Vieux Lion Rouge, owned by Professor Caroline Tisdall and John Gent, has run nine times around the Grand National course – it would have been ten without a break, no doubt, had the 2020 Grand National been run. Twice the big race has needed to have one of its 30 fences omitted for safety reasons, so Vieux Lion Rouge has navigated safely over an almost-unimaginable total of 223 fences without mishap. The one blemish on his safe jumping career was an unseat of Tom Scudamore three fences out one day at Chepstow when he was still in with a chance of winning. Two pulled ups also slightly mar his otherwise excellent completion record in all races.
Considering he must now be regarded as an Aintree specialist, the fact that he has won 11 of his 27 other races, between bumpers, hurdles and chases, as well as the two around the big fences, speaks volumes for his versatility, talent and the trainer’s skill. Tom Scudamore must have been livid to have been on the Pipe’s stable’s apparently better-fancied Ramses De Teillee on Saturday, a 13-2 shot against the 12-1 SP of the winner. That made it still only eight times in the gelding’s long career that Scudamore had not partnered him. That also included his first Grand National challenge back in 2016 when James Reveley was in the saddle. Tom has been on the gelding on all his other Aintree excursions.

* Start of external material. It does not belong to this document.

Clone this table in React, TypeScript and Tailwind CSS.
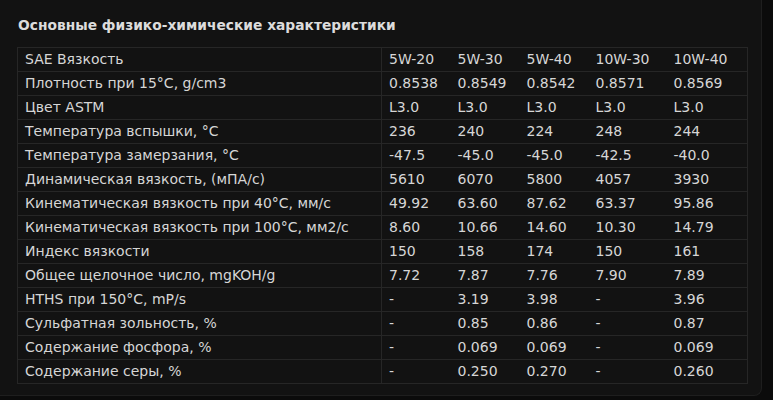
import React from "react";

const rows: string[][] = [
  ["SAE Вязкость", "5W-20", "5W-30", "5W-40", "10W-30", "10W-40"],
  ["Плотность при 15°C, g/cm3", "0.8538", "0.8549", "0.8542", "0.8571", "0.8569"],
  ["Цвет ASTM", "L3.0", "L3.0", "L3.0", "L3.0", "L3.0"],
  ["Температура вспышки, °C", "236", "240", "224", "248", "244"],
  ["Температура замерзания, °C", "-47.5", "-45.0", "-45.0", "-42.5", "-40.0"],
  ["Динамическая вязкость, (мПА/с)", "5610", "6070", "5800", "4057", "3930"],
  ["Кинематическая вязкость при 40°C, мм/с", "49.92", "63.60", "87.62", "63.37", "95.86"],
  ["Кинематическая вязкость при 100°C, мм2/с", "8.60", "10.66", "14.60", "10.30", "14.79"],
  ["Индекс вязкости", "150", "158", "174", "150", "161"],
  ["Общее щелочное число, mgKOH/g", "7.72", "7.87", "7.76", "7.90", "7.89"],
  ["HTHS при 150°C, mP/s", "-", "3.19", "3.98", "-", "3.96"],
  ["Сульфатная зольность, %", "-", "0.85", "0.86", "-", "0.87"],
  ["Содержание фосфора, %", "-", "0.069", "0.069", "-", "0.069"],
  ["Содержание серы, %", "-", "0.250", "0.270", "-", "0.260"],
];

const widths = ["w-[364px]", "w-[69px]", "w-[69px]", "w-[69px]", "w-[78px]", "w-[81px]"];

export default function App() {
  return (
    <div className="w-[773px] h-[400px] bg-[#0b0b0b] overflow-hidden" style={{ fontFamily: '"DejaVu Sans", Verdana, sans-serif' }}>
      <div className="w-[762px] h-[396px] bg-[#121212] rounded-br-[8px] border-r border-b border-[#1e1e1e] pl-[17px] pt-[15px]">
        <h2 className="text-[13.8px] font-bold text-[#dcdcdc] leading-[20px] pl-[1px]">Основные физико-химические характеристики</h2>
        <table className="mt-[12px] border-collapse border border-[#262626] text-[14px] text-[#d6d6d6] table-fixed w-[730px]">
          <tbody>
            {rows.map((r, i) => (
              <tr key={i} className="h-[24px] border-b border-[#262626]">
                {r.map((c, j) => (
                  <td
                    key={j}
                    className={`${widths[j]} pl-[7px] p-0 leading-[23px] whitespace-nowrap ${j === 0 ? "border-r border-[#262626]" : ""}`}
                  >
                    {c}
                  </td>
                ))}
              </tr>
            ))}
          </tbody>
        </table>
      </div>
    </div>
  );
}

For a few years I’d been thinking that Aintree had become relatively soft, something that the old timers regularly trot out. That wasn’t the case on Saturday, possibly with the testing ground contributing to the potential for errors and fatigue. That this old boy could canter round behind but in touch with a very strong field, go to the front easily by the second-last fence and draw 24 lengths clear up the run-in was a marvellous display and brilliant advertisement for the talents of David Pipe and of course a certain older member of the family who still keeps careful watch on events equine down in Somerset.